Dates: May 26 – June 9, 2017

  • May 26: Computing Basics
  • May 30-June 2: Data and Statistics in R
  • June 5-June 8: Data and Machine Learning with Python
  • June 9: Conclusion and Project Presentations

Daily Schedule:

Time Activity
9:00–9:30 Review, questions, overview
9:30–10:30 Topic 1
10:30–10:45 Break
10:45–12:00 Topic 2
12:00–1:00 Lunch, ocassionally with guest lecture
1:00–2:00 Topic 3
2:00–3:00 Topic 4
3:00–3:15 Break
3:15–5:00 Group Projects

Guest Presentations

All lectures will be from 12:00 to 1:00 unless otherwise noted.

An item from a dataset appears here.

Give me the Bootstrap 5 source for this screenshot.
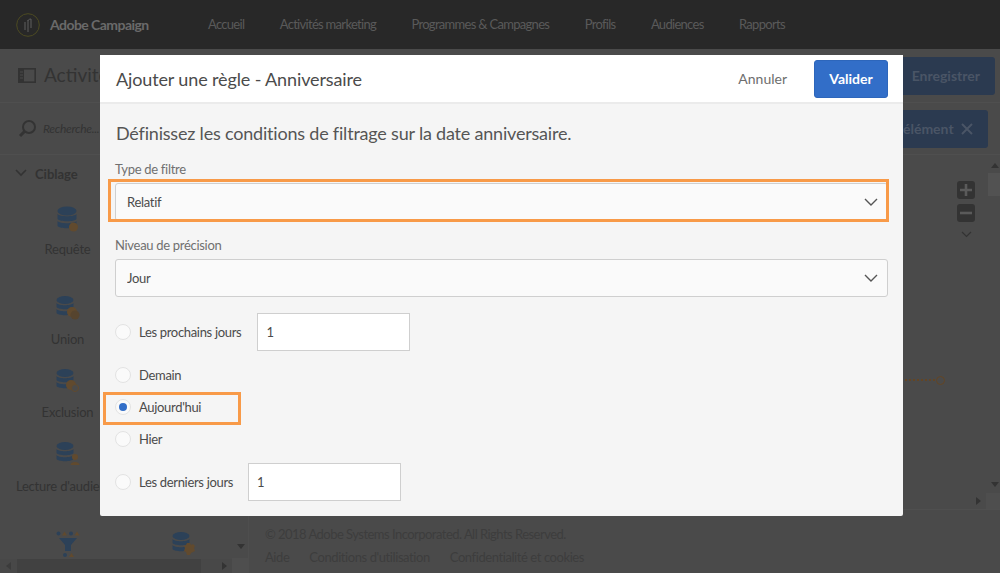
<!DOCTYPE html>
<html lang="fr">
<head>
<meta charset="utf-8">
<title>Adobe Campaign</title>
<link href="https://cdn.jsdelivr.net/npm/bootstrap@5.3.0/dist/css/bootstrap.min.css" rel="stylesheet">
<style>
html,body{height:573px;overflow:hidden}
body{background:#4a4a4a;font-family:"Lato","Noto Sans",sans-serif;font-size:13px;color:#333;position:relative}
.top-bar{height:49px;background:#282828;padding-left:16px}
.brand-txt{font-size:14px;font-weight:700;color:#6a6a6a;margin-left:10px;white-space:nowrap;width:158px;letter-spacing:-.55px}
.top-link{font-size:13px;color:#5a5a5a;margin-right:35.4px;white-space:nowrap;letter-spacing:-.7px}
.tool-row{height:54px;padding:8px 5px 8px 18px;border-bottom:1px solid #4f4f4f}
.page-title{font-size:19px;color:#333;margin-left:8px}
.dim-btn{background:#2b3a50;color:#4a5566;border-radius:3px;height:38px;font-size:14px;font-weight:700;display:flex;align-items:center;padding:0 15px}
.search-row{height:52px;padding-right:12px;border-bottom:1px solid #4f4f4f}
.search-side{width:249px;padding-left:18px;font-style:italic;color:#333;font-size:12px;gap:7px;letter-spacing:-.3px}
.work-row{height:418px}
.side-col{width:249px;border-right:1px solid #4e4e4e;position:relative}
.side-head{padding:10px 0 0 15px;height:33px;gap:8px;color:#333;font-weight:700;font-size:13px}
.tile-grid{display:grid;grid-template-columns:135px 100px;flex:1 1 0;min-height:0;overflow:hidden}
.tile{grid-column:1;text-align:center;color:#333;font-size:13px;height:73px;white-space:nowrap;letter-spacing:-.2px}
.tile svg{display:block;margin:0 auto 10px}
.tile.tile-first{height:108px;padding-top:18px}
.tile.tile-first svg{margin-bottom:7px}
.tile.tile-last{height:89px}
.tile.tile-last svg{margin-bottom:11px}
.tile.tile-b{grid-column:2;grid-row:5;text-align:left;padding:1px 0 0 37px}
.tile.tile-b svg{margin:0}
.tile.tile-a{grid-row:5}
.hscroll{height:14px;background:#484848;padding:0 0 0 17px;position:relative}
.hscroll-thumb{width:184px;height:14px;background:#414141}
.hscroll-end{position:absolute;right:0;top:-1px;width:16px;height:15px;background:#4e4e4e}
.arrow-l{position:absolute;left:6px;top:3px;border:4px solid transparent;border-left:0;border-right:5px solid #3c3c3c}
.arrow-r{position:absolute;left:222px;top:3px;border:4px solid transparent;border-right:0;border-left:5px solid #333}
.arrow-d{position:absolute;left:237px;bottom:24px;border:4px solid transparent;border-bottom:0;border-top:5px solid #333}
.canvas-zone{flex:1 1 0;position:relative}
.round-key{width:18px;height:18px;background:#333;border-radius:3px;display:flex;align-items:center;justify-content:center}
.zoom-keys{position:absolute;left:708px;top:26px;gap:5px}
.wire{position:absolute;left:640px;top:224px;width:48px;height:2px;background:repeating-linear-gradient(90deg,#634524 0 2px,transparent 2px 4px)}
.wire-end{position:absolute;left:687px;top:221px;width:9px;height:9px;border:1.5px solid #634524;border-radius:50%}
.v-thumb{position:absolute;right:0;top:18px;width:12px;height:23px;background:#525252}
.tri-up{position:absolute;left:742px;top:8px;border:4px solid transparent;border-top:0;border-bottom:5px solid #333}
.tri-down{position:absolute;left:742px;top:327px;border:4px solid transparent;border-bottom:0;border-top:5px solid #333}
.tri-right{position:absolute;left:727px;top:342px;border:4px solid transparent;border-right:0;border-left:5px solid #333}
.corner-box{position:absolute;right:0;top:338px;width:14px;height:17px;background:#4e4e4e}
.h-line{position:absolute;left:0;right:0;top:354px;border-top:1px solid #4f4f4f}
.foot-zone{position:absolute;left:265px;top:525px;color:#3d3d3d;font-size:13px;white-space:nowrap;letter-spacing:-.53px}
.foot-zone a{color:#3d3d3d;text-decoration:none;margin-right:20px}
.foot-zone .foot-links{margin-top:3px;letter-spacing:-.42px}

.rule-dialog{position:absolute;left:100px;top:55px;width:803px;height:461px;background:#f5f5f5;border:0;border-radius:2px;overflow:visible}
.rule-head{height:49px;background:#fff;border-bottom:2px solid #ebebeb;padding:0 15px 0 16px}
.rule-title{font-size:18px;color:#4b4b4b;line-height:1;letter-spacing:-.13px}
.link-cancel{color:#6e6e6e;font-size:14px;margin-right:27px}
.btn-ok{background:#326ec8;border:1px solid #2d66bb;color:#fff;font-weight:700;font-size:14px;width:74px;height:38px;padding:0;border-radius:3px}
.rule-body{padding:17px 15px 0 15px}
.rule-desc{font-size:18px;color:#555;line-height:24px;margin-bottom:16px;padding-left:1px;letter-spacing:-.2px}
.rule-label{font-size:13px;color:#707070;line-height:16px;margin-bottom:6px;display:block;letter-spacing:-.3px}
.rule-select{height:38px;background-color:#fafafa;border:1px solid #cfcfcf;border-radius:3px;font-size:13px;color:#4b4b4b;padding:2px 11px 0;box-shadow:none;background-image:none;letter-spacing:-.3px}
.select-wrap{position:relative}
.select-wrap svg{position:absolute;right:10px;top:15px}
.orange-box{position:absolute;border:3px solid #f89a48;pointer-events:none}
.box-a{left:-7px;right:-1px;top:-4px;bottom:-1px}
.box-b{left:-12px;top:-7px;width:138px;height:33px}
.opt-row{position:relative;display:flex;align-items:center;font-size:13px;color:#4b4b4b;letter-spacing:-.32px}
.opt-txt{padding-top:2px}
.opt-dot{width:16px;height:16px;margin:0 8px 0 0;background:#fafafa;border:1px solid #e3e3e3;border-radius:50%;flex:none;display:flex;align-items:center;justify-content:center}
.opt-dot.on::after{content:"";width:8px;height:8px;background:#326ec8;border-radius:50%}
.num-box{width:153px;height:38px;background:#fff;border:1px solid #cfcfcf;border-radius:0;font-size:13px;color:#4b4b4b;padding:0 8px;box-shadow:none;margin-left:16px}
.rw-e .num-box{margin-left:15px}
.rw-a,.rw-e{margin-top:16px;height:38px}
.rw-b,.rw-c,.rw-d{margin-top:16px;height:16px}
</style>
</head>
<body>
<nav class="top-bar d-flex align-items-center">
  <svg width="24" height="24" viewBox="0 0 24 24" fill="none" stroke="#4c4a22" stroke-width="1"><circle cx="12" cy="12" r="11.3"/><path d="M9 17V9M12 19V7M15 15V6c-2 0-3 1-3 2" stroke="#5e5e5e"/></svg>
  <span class="brand-txt">Adobe Campaign</span>
  <span class="top-link">Accueil</span>
  <span class="top-link">Activités marketing</span>
  <span class="top-link">Programmes &amp; Campagnes</span>
  <span class="top-link">Profils</span>
  <span class="top-link">Audiences</span>
  <span class="top-link">Rapports</span>
</nav>
<div class="tool-row d-flex align-items-center justify-content-between">
  <div class="d-flex align-items-center">
    <svg width="18" height="15" viewBox="0 0 18 15" fill="none"><rect x=".8" y=".8" width="16.400" height="13.400" stroke="#333" stroke-width="1.600"/><rect x="1" y="1" width="5" height="13" fill="#333"/><path d="M2 4h3M2 7h3M2 10h3" stroke="#4a4a4a"/></svg>
    <span class="page-title">Activités</span>
  </div>
  <div class="dim-btn">Enregistrer</div>
</div>
<div class="search-row d-flex align-items-center">
  <div class="search-side d-flex align-items-center">
    <svg width="18" height="18" viewBox="0 0 18 18" fill="none" stroke="#333" stroke-width="2"><circle cx="11" cy="7" r="6"/><path d="M7 11 2 16" stroke-width="3"/></svg>
    <span>Recherche...</span>
  </div>
  <div class="ms-auto dim-btn">Ajouter un élément&nbsp;
    <svg class="ms-1" width="12" height="12" viewBox="0 0 12 12" stroke="#4a5566" stroke-width="2"><path d="M1 1l10 10M11 1 1 11"/></svg>
  </div>
</div>
<div class="work-row d-flex">
  <aside class="side-col d-flex flex-column">
    <div class="side-head d-flex align-items-start">
      <svg class="mt-1" width="12" height="8" viewBox="0 0 12 8" fill="none" stroke="#333" stroke-width="1.6"><path d="M1 1l5 5 5-5"/></svg>
      <span>Ciblage</span>
    </div>
    <div class="tile-grid">
      <div class="tile tile-first">
        <svg width="22" height="27" viewBox="0 0 22 27"><ellipse cx="10" cy="5" rx="9.500" ry="4.500" fill="#2c4158"/><path d="M.5 8c2 3 17 3 19 0v5c-2 3-17 3-19 0zM.5 15c2 3 17 3 19 0v5c-2 3-17 3-19 0z" fill="#2c4158"/><circle cx="16.500" cy="21" r="4.500" fill="#614a2e"/></svg>
        Requête
      </div>
      <div class="tile">
        <svg width="24" height="24" viewBox="0 0 24 24"><ellipse cx="9" cy="4" rx="8.500" ry="4" fill="#2c4158"/><path d="M.5 7c2 3 15 3 17 0v4c-2 3-15 3-17 0zM.5 13c2 3 15 3 17 0v4c-2 3-15 3-17 0z" fill="#2c4158"/><circle cx="16" cy="16" r="5" fill="#614a2e"/><circle cx="19" cy="19" r="4.500" fill="#56442e"/></svg>
        Union
      </div>
      <div class="tile">
        <svg width="24" height="24" viewBox="0 0 24 24"><ellipse cx="9" cy="4" rx="8.500" ry="4" fill="#2c4158"/><path d="M.5 7c2 3 15 3 17 0v4c-2 3-15 3-17 0zM.5 13c2 3 15 3 17 0v4c-2 3-15 3-17 0z" fill="#2c4158"/><circle cx="15" cy="16" r="5" fill="#614a2e"/><circle cx="19" cy="19" r="3.500" fill="#4a4a4a" stroke="#614a2e"/></svg>
        Exclusion
      </div>
      <div class="tile tile-last">
        <svg width="24" height="24" viewBox="0 0 24 24"><ellipse cx="9" cy="4" rx="8.500" ry="4" fill="#2c4158"/><path d="M.5 7c2 3 15 3 17 0v4c-2 3-15 3-17 0zM.5 13c2 3 15 3 17 0v4c-2 3-15 3-17 0z" fill="#2c4158"/><circle cx="19" cy="15" r="3" fill="#614a2e"/><path d="M14.500 23c0-4 9-4 9 0z" fill="#614a2e"/></svg>
        Lecture d'audience
      </div>
      <div class="tile tile-a">
        <svg width="24" height="26" viewBox="0 0 24 26"><g fill="#2c4158"><circle cx="2.500" cy="2.500" r="2"/><circle cx="15" cy="2.500" r="2"/><path d="M3 7h18l-6 7v6h-6v-6z"/><circle cx="9" cy="24" r="2"/></g><g fill="#614a2e"><path d="M6 4.500l2.500-4 2.500 4zM18.500 4.500l2.500-4 2.500 4zM13 26l2.500-4 2.500 4z"/></g></svg>
      </div>
      <div class="tile tile-b">
        <svg width="24" height="24" viewBox="0 0 24 24"><ellipse cx="9" cy="4" rx="8.500" ry="4" fill="#2c4158"/><path d="M.5 7c2 3 15 3 17 0v4c-2 3-15 3-17 0zM.5 13c2 3 15 3 17 0v4c-2 3-15 3-17 0z" fill="#2c4158"/><path d="M15 11h3l1 2 2-1 2 2-1 2 1 3-2 1-2 1-1 2h-3l-1-3-2-1 1-3-1-2 2-1z" fill="#614a2e"/></svg>
      </div>
    </div>
    <div class="hscroll">
      <div class="arrow-l"></div>
      <div class="hscroll-thumb"></div>
      <div class="arrow-r"></div>
      <div class="hscroll-end"></div>
    </div>
    <div class="arrow-d"></div>
  </aside>
  <section class="canvas-zone">
    <div class="wire"></div>
    <div class="wire-end"></div>
    <div class="zoom-keys d-flex flex-column">
      <div class="round-key"><svg width="12" height="12" viewBox="0 0 12 12" stroke="#5a5a5a" stroke-width="2.600"><path d="M6 0v12M0 6h12"/></svg></div>
      <div class="round-key"><svg width="12" height="12" viewBox="0 0 12 12" stroke="#5a5a5a" stroke-width="2.600"><path d="M0 6h12"/></svg></div>
      <svg class="ms-1 mt-1" width="11" height="7" viewBox="0 0 11 7" fill="none" stroke="#333" stroke-width="1.200"><path d="M1 1l4.500 4.500L10 1"/></svg>
    </div>
    <div class="tri-up"></div>
    <div class="v-thumb"></div>
    <div class="tri-down"></div>
    <div class="tri-right"></div>
    <div class="corner-box"></div>
    <div class="h-line"></div>
  </section>
</div>
<div class="foot-zone">
  <div>© 2018 Adobe Systems Incorporated. All Rights Reserved.</div>
  <div class="foot-links"><a href="#">Aide</a><a href="#">Conditions d'utilisation</a><a href="#">Confidentialité et cookies</a></div>
</div>

<div class="modal-content rule-dialog">
  <div class="rule-head d-flex align-items-center">
    <h5 class="rule-title mb-0 fw-normal">Ajouter une règle - Anniversaire</h5>
    <span class="link-cancel ms-auto">Annuler</span>
    <button type="button" class="btn btn-ok">Valider</button>
  </div>
  <div class="rule-body">
    <p class="rule-desc">Définissez les conditions de filtrage sur la date anniversaire.</p>
    <label class="rule-label">Type de filtre</label>
    <div class="select-wrap mb-3">
      <select class="form-select rule-select"><option>Relatif</option></select>
      <svg width="14" height="9" viewBox="0 0 14 9" fill="none" stroke="#555" stroke-width="1.400"><path d="M1 1l6 6 6-6"/></svg>
      <div class="orange-box box-a"></div>
    </div>
    <label class="rule-label">Niveau de précision</label>
    <div class="select-wrap">
      <select class="form-select rule-select"><option>Jour</option></select>
      <svg width="14" height="9" viewBox="0 0 14 9" fill="none" stroke="#555" stroke-width="1.400"><path d="M1 1l6 6 6-6"/></svg>
    </div>
    <div class="opt-row rw-a"><span class="opt-dot"></span><span class="opt-txt">Les prochains jours</span><input class="form-control num-box" value="1"></div>
    <div class="opt-row rw-b"><span class="opt-dot"></span><span class="opt-txt">Demain</span></div>
    <div class="opt-row rw-c"><span class="opt-dot on"></span><span class="opt-txt">Aujourd'hui</span><div class="orange-box box-b"></div></div>
    <div class="opt-row rw-d"><span class="opt-dot"></span><span class="opt-txt">Hier</span></div>
    <div class="opt-row rw-e"><span class="opt-dot"></span><span class="opt-txt">Les derniers jours</span><input class="form-control num-box" value="1"></div>
  </div>
</div>
<script src="https://cdn.jsdelivr.net/npm/bootstrap@5.3.0/dist/js/bootstrap.bundle.min.js"></script>
</body>
</html>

  • Tuesday, May 30: ““Transitioning From Academia to Industry: Marketing your PhD” Aaron Saxton, PhD. Senior Data Scientist, Agrible Inc.
  • Wednesday May 31: “Data in Nuclear Engineering” Katy Huff, PhD, Department of Nuclear, Plasma, and Radiological Engineering, UIUC
  • Friday, June 2: “TBD” Rob Kooper, Senior Research Programmer, National Center for Supercomputing Applications

Course Schedule

Day 1: Computing Fundamentals (LeBauer)

Friday May 26

  1. The Terminal SWC The Unix Shell)
    • file system navigation
    • scripting
    • control flow
  2. Version Control SWC Git Novice 1-6
    • commiting changes
    • branching
    • merging
  3. Collaborative Coding SWC Git Novice 7-14
    • GitHub
    • Code Reviews
  4. Software Development
    • Reproducible Research
    • Agile / Scrum
  5. Group Projects: Setup
    • Overview of available data
    • Overview of scientific questions
    • Divide into Teams
    • Setup GitHub repository
    • Formulate questions and hypotheses

Day 2: Getting started with R (LeBauer)

Tuesday May 30

  1. Best Practices in Scientific Computing
  2. Getting Started with R and Rstudio (SWC 1-3)
    • Importing data
    • vectorization
    • Control Flow (if, else, for) SWC 7
    • Writing Reports with Rmarkdown
  3. Data structures
    • Spreadsheets DC lesson
    • Relational Databases
    • non-relational databases
    • Raster data and databases
  4. Querying databases
    • SQL
    • Connecting from R using the dplyr package
    • Connecting to BETYdb using the traits package
  5. Project
    • curate data
    • design data management plan
    • identify data that is needed / open questions

The first half of the day will follow the R Novice Gapminder lesson http://swcarpentry.github.io/r-novice-gapminder/

Day 3: Databases and Visualization (LeBauer)

Wednesday May 31

  1. Intro to Agile Development (lecture)
  2. Data Cleaning
    • Data Cleaning with Open Refine DC lesson 1-4
    • Data Cleaning in R
  3. Exploratory Analysis
    • Summary Statistics
    • Scatter Plots
  4. Data Curation
    • Metadata and Vocabularies
    • Publishing Data, Archives and Repositories
  5. Data Manipulation
  6. Visualization
  7. Project: Find data, clean, evaluate, and summarize, publish to GitHub

Day 4 Data Mining (Davis)

Thursday June 1

  1. Pandas
  2. MatPlotLib
  3. Data cleaning
  4. Principal Component Analysis
  5. $k$-nearest-neighbor

Day 5 Data Mining (Davis)

Friday June 2

  1. $k$-nearest-neighbor
  2. $k$-d tree
  3. Support Vector Machines
  4. Monte Carlo sampling

Day 6: Probability and Statistics (LeBauer)

Monday June 5

  1. Probability Distributions
    • Bestiary, meaning, PDFs (Bolker Ch4, Dietze EE509)
    • Stochastic Simulation (Bolker Ch5)
  2. Summary statistics
    • Estimates of central tendency, variance, shape
    • Fitting PDFs -
      • parameter estimation
      • goodness of fit (L, [A,B,D,]IC)
  3. Statistical Modeling
    • Regression
    • Functions
    • Dynamic Models

Day 7: Statistics II (LeBauer)

Tuesday June 6

  1. Model Building
    • Descriptive Analysis
    • Hypothesis Driven Analysis
  2. Model Fitting
    • Frequentist, Bayesian
    • Inference and Prediction
  3. Multilevel modeling

Day 8 Data Mining (Davis)

Wednesday June 7

  1. Hierarchical clustering
  2. Hidden Markov models
  3. Data Mining Project

Day 9 Cloud Computing & MapReduce (Davis)

Thursday June 8

  1. Amazon Web Services (Cloud computing)
  2. Hadoop MapReduce
  3. Hadoop Pig

Day 10 Project Wrapup and Presentations

Friday June 9

  • Morning: Group project completion and write-up.
  • Afternoon: Group Presentations (15 min each, open to public).